* [TASK TO COMPLETE]: Output every line of the material exactly, omitting images.
§ §
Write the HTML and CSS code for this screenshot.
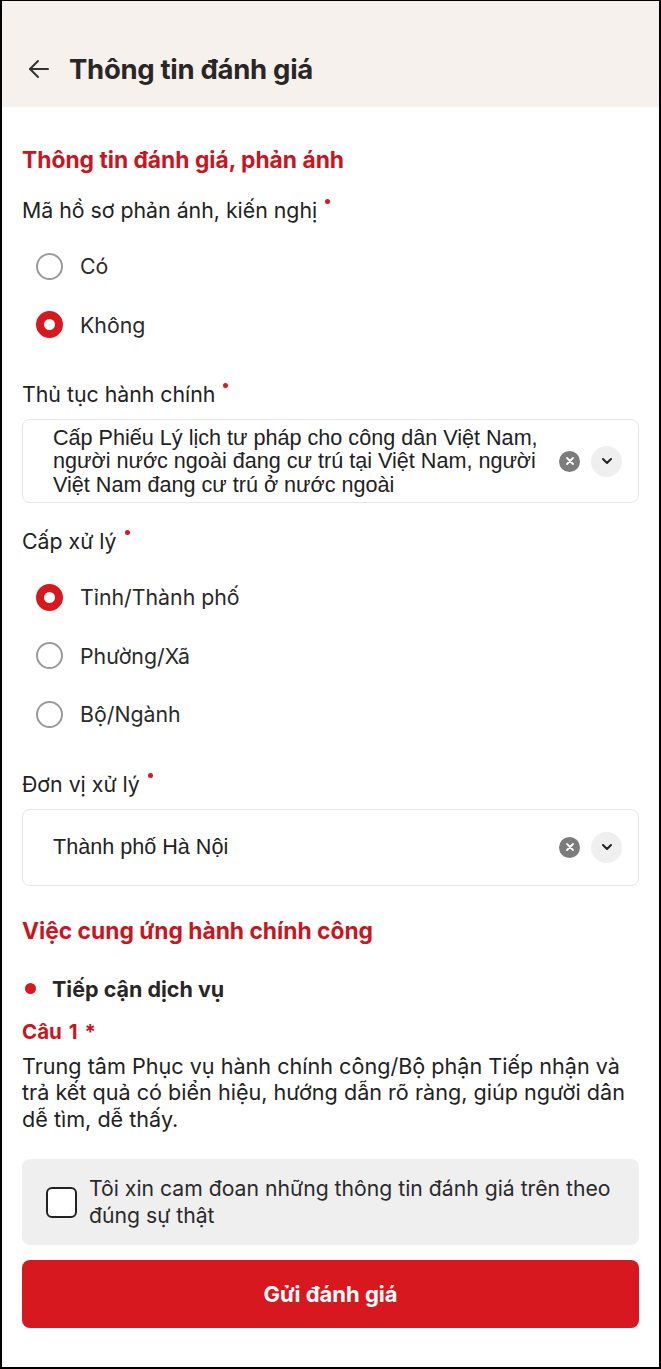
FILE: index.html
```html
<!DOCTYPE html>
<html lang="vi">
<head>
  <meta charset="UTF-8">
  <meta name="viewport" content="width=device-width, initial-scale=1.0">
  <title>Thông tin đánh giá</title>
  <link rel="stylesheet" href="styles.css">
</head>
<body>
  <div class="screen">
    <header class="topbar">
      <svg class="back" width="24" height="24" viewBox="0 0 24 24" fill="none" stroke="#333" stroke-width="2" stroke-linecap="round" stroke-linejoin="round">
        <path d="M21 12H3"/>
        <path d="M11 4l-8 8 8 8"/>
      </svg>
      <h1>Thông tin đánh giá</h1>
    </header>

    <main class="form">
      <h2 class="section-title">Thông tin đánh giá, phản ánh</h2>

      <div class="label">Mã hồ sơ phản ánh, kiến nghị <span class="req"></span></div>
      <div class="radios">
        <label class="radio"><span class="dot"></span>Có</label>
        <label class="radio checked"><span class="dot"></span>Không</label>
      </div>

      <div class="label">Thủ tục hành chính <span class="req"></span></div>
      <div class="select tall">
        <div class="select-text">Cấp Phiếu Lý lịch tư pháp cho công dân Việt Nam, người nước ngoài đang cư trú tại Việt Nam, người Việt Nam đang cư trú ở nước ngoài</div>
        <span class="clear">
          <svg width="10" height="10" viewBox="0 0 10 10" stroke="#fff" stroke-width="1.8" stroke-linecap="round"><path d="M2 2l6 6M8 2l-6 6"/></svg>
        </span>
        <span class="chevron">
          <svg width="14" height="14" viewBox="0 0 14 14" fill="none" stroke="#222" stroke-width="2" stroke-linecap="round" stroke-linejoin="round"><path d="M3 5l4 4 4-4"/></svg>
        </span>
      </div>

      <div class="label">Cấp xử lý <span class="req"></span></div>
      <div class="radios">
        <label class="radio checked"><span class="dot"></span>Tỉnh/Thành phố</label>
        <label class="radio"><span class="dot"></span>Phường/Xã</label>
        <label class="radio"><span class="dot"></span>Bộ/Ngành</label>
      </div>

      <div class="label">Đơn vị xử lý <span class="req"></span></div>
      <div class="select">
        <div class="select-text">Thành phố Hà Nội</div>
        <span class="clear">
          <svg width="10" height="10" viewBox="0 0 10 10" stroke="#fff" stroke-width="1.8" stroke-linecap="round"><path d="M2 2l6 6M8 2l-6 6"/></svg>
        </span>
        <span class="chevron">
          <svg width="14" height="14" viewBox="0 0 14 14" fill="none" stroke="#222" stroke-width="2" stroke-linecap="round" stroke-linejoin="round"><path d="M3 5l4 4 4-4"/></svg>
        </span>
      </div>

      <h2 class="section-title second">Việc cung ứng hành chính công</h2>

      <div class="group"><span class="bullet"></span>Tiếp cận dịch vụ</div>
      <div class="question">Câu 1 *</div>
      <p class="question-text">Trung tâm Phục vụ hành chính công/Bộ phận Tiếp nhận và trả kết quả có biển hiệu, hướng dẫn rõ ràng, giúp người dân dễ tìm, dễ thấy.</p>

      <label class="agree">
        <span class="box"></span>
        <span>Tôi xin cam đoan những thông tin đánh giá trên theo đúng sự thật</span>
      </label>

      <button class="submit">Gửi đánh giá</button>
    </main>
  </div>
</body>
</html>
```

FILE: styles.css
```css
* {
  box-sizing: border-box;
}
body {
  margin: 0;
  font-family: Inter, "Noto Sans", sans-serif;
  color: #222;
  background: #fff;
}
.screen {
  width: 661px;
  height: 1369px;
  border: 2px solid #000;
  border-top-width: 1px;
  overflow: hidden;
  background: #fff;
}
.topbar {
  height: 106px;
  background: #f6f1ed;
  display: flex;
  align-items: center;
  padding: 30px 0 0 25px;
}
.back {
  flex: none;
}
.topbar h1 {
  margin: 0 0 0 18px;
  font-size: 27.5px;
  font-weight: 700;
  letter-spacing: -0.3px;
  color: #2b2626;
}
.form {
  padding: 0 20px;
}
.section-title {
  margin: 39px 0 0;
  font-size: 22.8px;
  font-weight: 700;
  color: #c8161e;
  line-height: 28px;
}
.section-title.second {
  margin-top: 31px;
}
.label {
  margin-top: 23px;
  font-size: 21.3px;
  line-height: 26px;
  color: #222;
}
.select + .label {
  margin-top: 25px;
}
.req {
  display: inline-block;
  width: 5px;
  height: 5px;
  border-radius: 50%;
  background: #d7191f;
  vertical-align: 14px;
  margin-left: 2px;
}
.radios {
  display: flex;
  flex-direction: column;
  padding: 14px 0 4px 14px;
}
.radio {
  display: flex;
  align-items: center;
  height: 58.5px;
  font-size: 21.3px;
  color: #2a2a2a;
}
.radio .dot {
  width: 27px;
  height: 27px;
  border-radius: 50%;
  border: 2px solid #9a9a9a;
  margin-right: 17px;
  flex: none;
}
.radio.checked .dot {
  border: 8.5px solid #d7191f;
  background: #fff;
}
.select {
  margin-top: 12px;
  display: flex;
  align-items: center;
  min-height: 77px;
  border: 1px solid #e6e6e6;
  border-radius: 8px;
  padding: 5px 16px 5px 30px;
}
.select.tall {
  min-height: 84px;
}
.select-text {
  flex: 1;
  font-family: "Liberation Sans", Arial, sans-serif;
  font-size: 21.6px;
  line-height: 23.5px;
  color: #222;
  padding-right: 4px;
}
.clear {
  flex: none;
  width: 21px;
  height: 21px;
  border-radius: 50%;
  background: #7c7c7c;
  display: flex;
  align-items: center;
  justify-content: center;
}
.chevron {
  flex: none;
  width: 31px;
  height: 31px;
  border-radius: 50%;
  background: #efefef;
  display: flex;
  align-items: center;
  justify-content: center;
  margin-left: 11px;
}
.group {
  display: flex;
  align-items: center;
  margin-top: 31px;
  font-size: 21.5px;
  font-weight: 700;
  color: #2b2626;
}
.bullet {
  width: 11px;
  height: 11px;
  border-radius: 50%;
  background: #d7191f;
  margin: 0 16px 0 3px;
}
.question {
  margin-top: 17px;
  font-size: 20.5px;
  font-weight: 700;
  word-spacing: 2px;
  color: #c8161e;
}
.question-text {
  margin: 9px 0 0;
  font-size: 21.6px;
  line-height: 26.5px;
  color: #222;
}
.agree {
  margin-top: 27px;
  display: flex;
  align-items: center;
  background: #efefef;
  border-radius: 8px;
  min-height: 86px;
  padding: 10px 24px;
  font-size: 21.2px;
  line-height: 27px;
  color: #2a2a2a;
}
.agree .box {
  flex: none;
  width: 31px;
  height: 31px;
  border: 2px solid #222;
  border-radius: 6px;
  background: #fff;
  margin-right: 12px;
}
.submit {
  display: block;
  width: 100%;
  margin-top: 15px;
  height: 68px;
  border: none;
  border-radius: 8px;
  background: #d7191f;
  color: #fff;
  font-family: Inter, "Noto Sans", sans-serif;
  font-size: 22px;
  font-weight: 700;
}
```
§ §
* [TASK OUTPUT]:
Write the HTML and CSS code for this screenshot.
FILE: index.html
```html
<!DOCTYPE html>
<html lang="vi">
<head>
  <meta charset="UTF-8">
  <meta name="viewport" content="width=device-width, initial-scale=1.0">
  <title>Thông tin đánh giá</title>
  <link rel="stylesheet" href="styles.css">
</head>
<body>
  <div class="screen">
    <header class="topbar">
      <svg class="back" width="24" height="24" viewBox="0 0 24 24" fill="none" stroke="#333" stroke-width="2" stroke-linecap="round" stroke-linejoin="round">
        <path d="M21 12H3"/>
        <path d="M11 4l-8 8 8 8"/>
      </svg>
      <h1>Thông tin đánh giá</h1>
    </header>

    <main class="form">
      <h2 class="section-title">Thông tin đánh giá, phản ánh</h2>

      <div class="label">Mã hồ sơ phản ánh, kiến nghị <span class="req"></span></div>
      <div class="radios">
        <label class="radio"><span class="dot"></span>Có</label>
        <label class="radio checked"><span class="dot"></span>Không</label>
      </div>

      <div class="label">Thủ tục hành chính <span class="req"></span></div>
      <div class="select tall">
        <div class="select-text">Cấp Phiếu Lý lịch tư pháp cho công dân Việt Nam, người nước ngoài đang cư trú tại Việt Nam, người Việt Nam đang cư trú ở nước ngoài</div>
        <span class="clear">
          <svg width="10" height="10" viewBox="0 0 10 10" stroke="#fff" stroke-width="1.8" stroke-linecap="round"><path d="M2 2l6 6M8 2l-6 6"/></svg>
        </span>
        <span class="chevron">
          <svg width="14" height="14" viewBox="0 0 14 14" fill="none" stroke="#222" stroke-width="2" stroke-linecap="round" stroke-linejoin="round"><path d="M3 5l4 4 4-4"/></svg>
        </span>
      </div>

      <div class="label">Cấp xử lý <span class="req"></span></div>
      <div class="radios">
        <label class="radio checked"><span class="dot"></span>Tỉnh/Thành phố</label>
        <label class="radio"><span class="dot"></span>Phường/Xã</label>
        <label class="radio"><span class="dot"></span>Bộ/Ngành</label>
      </div>

      <div class="label">Đơn vị xử lý <span class="req"></span></div>
      <div class="select">
        <div class="select-text">Thành phố Hà Nội</div>
        <span class="clear">
          <svg width="10" height="10" viewBox="0 0 10 10" stroke="#fff" stroke-width="1.8" stroke-linecap="round"><path d="M2 2l6 6M8 2l-6 6"/></svg>
        </span>
        <span class="chevron">
          <svg width="14" height="14" viewBox="0 0 14 14" fill="none" stroke="#222" stroke-width="2" stroke-linecap="round" stroke-linejoin="round"><path d="M3 5l4 4 4-4"/></svg>
        </span>
      </div>

      <h2 class="section-title second">Việc cung ứng hành chính công</h2>

      <div class="group"><span class="bullet"></span>Tiếp cận dịch vụ</div>
      <div class="question">Câu 1 *</div>
      <p class="question-text">Trung tâm Phục vụ hành chính công/Bộ phận Tiếp nhận và trả kết quả có biển hiệu, hướng dẫn rõ ràng, giúp người dân dễ tìm, dễ thấy.</p>

      <label class="agree">
        <span class="box"></span>
        <span>Tôi xin cam đoan những thông tin đánh giá trên theo đúng sự thật</span>
      </label>

      <button class="submit">Gửi đánh giá</button>
    </main>
  </div>
</body>
</html>
```

FILE: styles.css
```css
* {
  box-sizing: border-box;
}
body {
  margin: 0;
  font-family: Inter, "Noto Sans", sans-serif;
  color: #222;
  background: #fff;
}
.screen {
  width: 661px;
  height: 1369px;
  border: 2px solid #000;
  border-top-width: 1px;
  overflow: hidden;
  background: #fff;
}
.topbar {
  height: 106px;
  background: #f6f1ed;
  display: flex;
  align-items: center;
  padding: 30px 0 0 25px;
}
.back {
  flex: none;
}
.topbar h1 {
  margin: 0 0 0 18px;
  font-size: 27.5px;
  font-weight: 700;
  letter-spacing: -0.3px;
  color: #2b2626;
}
.form {
  padding: 0 20px;
}
.section-title {
  margin: 39px 0 0;
  font-size: 22.8px;
  font-weight: 700;
  color: #c8161e;
  line-height: 28px;
}
.section-title.second {
  margin-top: 31px;
}
.label {
  margin-top: 23px;
  font-size: 21.3px;
  line-height: 26px;
  color: #222;
}
.select + .label {
  margin-top: 25px;
}
.req {
  display: inline-block;
  width: 5px;
  height: 5px;
  border-radius: 50%;
  background: #d7191f;
  vertical-align: 14px;
  margin-left: 2px;
}
.radios {
  display: flex;
  flex-direction: column;
  padding: 14px 0 4px 14px;
}
.radio {
  display: flex;
  align-items: center;
  height: 58.5px;
  font-size: 21.3px;
  color: #2a2a2a;
}
.radio .dot {
  width: 27px;
  height: 27px;
  border-radius: 50%;
  border: 2px solid #9a9a9a;
  margin-right: 17px;
  flex: none;
}
.radio.checked .dot {
  border: 8.5px solid #d7191f;
  background: #fff;
}
.select {
  margin-top: 12px;
  display: flex;
  align-items: center;
  min-height: 77px;
  border: 1px solid #e6e6e6;
  border-radius: 8px;
  padding: 5px 16px 5px 30px;
}
.select.tall {
  min-height: 84px;
}
.select-text {
  flex: 1;
  font-family: "Liberation Sans", Arial, sans-serif;
  font-size: 21.6px;
  line-height: 23.5px;
  color: #222;
  padding-right: 4px;
}
.clear {
  flex: none;
  width: 21px;
  height: 21px;
  border-radius: 50%;
  background: #7c7c7c;
  display: flex;
  align-items: center;
  justify-content: center;
}
.chevron {
  flex: none;
  width: 31px;
  height: 31px;
  border-radius: 50%;
  background: #efefef;
  display: flex;
  align-items: center;
  justify-content: center;
  margin-left: 11px;
}
.group {
  display: flex;
  align-items: center;
  margin-top: 31px;
  font-size: 21.5px;
  font-weight: 700;
  color: #2b2626;
}
.bullet {
  width: 11px;
  height: 11px;
  border-radius: 50%;
  background: #d7191f;
  margin: 0 16px 0 3px;
}
.question {
  margin-top: 17px;
  font-size: 20.5px;
  font-weight: 700;
  word-spacing: 2px;
  color: #c8161e;
}
.question-text {
  margin: 9px 0 0;
  font-size: 21.6px;
  line-height: 26.5px;
  color: #222;
}
.agree {
  margin-top: 27px;
  display: flex;
  align-items: center;
  background: #efefef;
  border-radius: 8px;
  min-height: 86px;
  padding: 10px 24px;
  font-size: 21.2px;
  line-height: 27px;
  color: #2a2a2a;
}
.agree .box {
  flex: none;
  width: 31px;
  height: 31px;
  border: 2px solid #222;
  border-radius: 6px;
  background: #fff;
  margin-right: 12px;
}
.submit {
  display: block;
  width: 100%;
  margin-top: 15px;
  height: 68px;
  border: none;
  border-radius: 8px;
  background: #d7191f;
  color: #fff;
  font-family: Inter, "Noto Sans", sans-serif;
  font-size: 22px;
  font-weight: 700;
}
```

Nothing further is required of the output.